Among those who had sought Koch's intervention was Ernest Morial, mayor of New Orleans.
Prudhomme, riding the crest of a growing national mania for creole cooking and the fame generated by his bestselling cookbook, arrived in New York last weekend with his entire 48-person staff, his pots and pans, cases of file' powder and red beans, and three off-duty New Orleans cops to keep order.
"You should have seen this place Saturday," said detective Art Bancroft, who legally moonlights as part of K-Paul's security detail. "It was a shell. Unpainted. No lights or air conditioning."
By feverishly working around the clock, however, Prudhomme and company were ready for Monday night's private opening bash complete with jazz clarinetist Pete Fountain and Cajun martinis spiked with hot peppers. One of the guests, however, was an anonymous and viperous city official who, he later told The New York Times, noticed and reported several building code violations. Tuesday, as the crowds queued outside, health department inspectors came, found 29 code violations (the kitchen lacked a no-smoking sign, the bathrooms lacked soap, there was no public explanation of how to perform the Heimlich maneuver) and posted a closing notice on K-Paul's door.
"I knew there was some tentative stuff -- like a few tiles fell off the wall -- but we thought we were in good enough shape to open," Prudhomme said today.
He said the staff sent Tuesday's lined-up patrons home, that the line re-formed and was dispersed again, but then re-formed a third time.
"That's when we decided we wouldn't send them away again," said Prudhomme, who gallantly risked arrest by announcing to the cheering crowd that K-Paul's would serve dinner despite the violations. "People had gone out of their way to come.

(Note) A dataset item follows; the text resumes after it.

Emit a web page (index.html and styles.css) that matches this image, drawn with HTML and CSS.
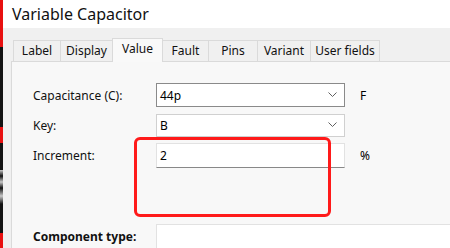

It would have been wrong not to open."
Indeed, Marty Blaker and George Coleman, who'd driven five hours from Portsmouth, N.H., and had taken positions at the head of the line at 11:30 a.m., were salivating for blackened prime rib ($32) and blackened redfish (also $32). Coleman, an Air Force master sergeant on leave, wore a T-shirt that attested to his having survived a similar ordeal when Prudhomme took his show on the road to San Francisco in 1983. "We were in line 7 1/2 hours that time," Coleman said. "This time we wanted to get here early." Seating began promptly at 6 and K-Paul's, here as in New Orleans, takes no reservations.
Zac Jackson, who'd arrived at 3 p.m., was holding a place in line for his bosses at a market research firm. Personally unimpressed by the coming of K-Paul's, Jackson figured he could at least go home and watch himself on the evening news.
Behind him was Martha Makarowski, a chef at an exclusive East Side club on a spy mission. "I taste recipes and I copy them and serve them," she said.
The New York K-Paul's is a funky storefront with Jackson Pollock-style, paint-splattered floors and red folding chairs. On the walls, along with the same old photos of shrimpers and bayous displayed in the New Orleans restaurant are T-shirts announcing K-Paul's summer tour as if Prudhomme were a rock star. There are similarities: diners here will wait in line for two to four hours and spend an average $50 apiece for food that would cost $30 in New Orleans, just to eat the master's BBQ shrimp.
"You've got to understand that Paul Prudhomme is a national hero," said restaurateur Melvyn Master, who with his partner owns the trendy East Side eatery Jams and had rented Prudhomme the small space at 77th Street and Columbus Avenue. As the repair went down to the wire and the anxious staff awaited the final reinspection tonight that made K-Paul's a legally functioning restaurant, someone came in with a bulletin from the street. "Your folk hero's getting a ticket," he said.
Prudhomme's limo, idling illegally on Columbus Avenue, was receiving -- still another gesture of welcome from the city -- a $15 summons. "It's not because of who he is or isn't," said the cop writing the ticket. "It's my job."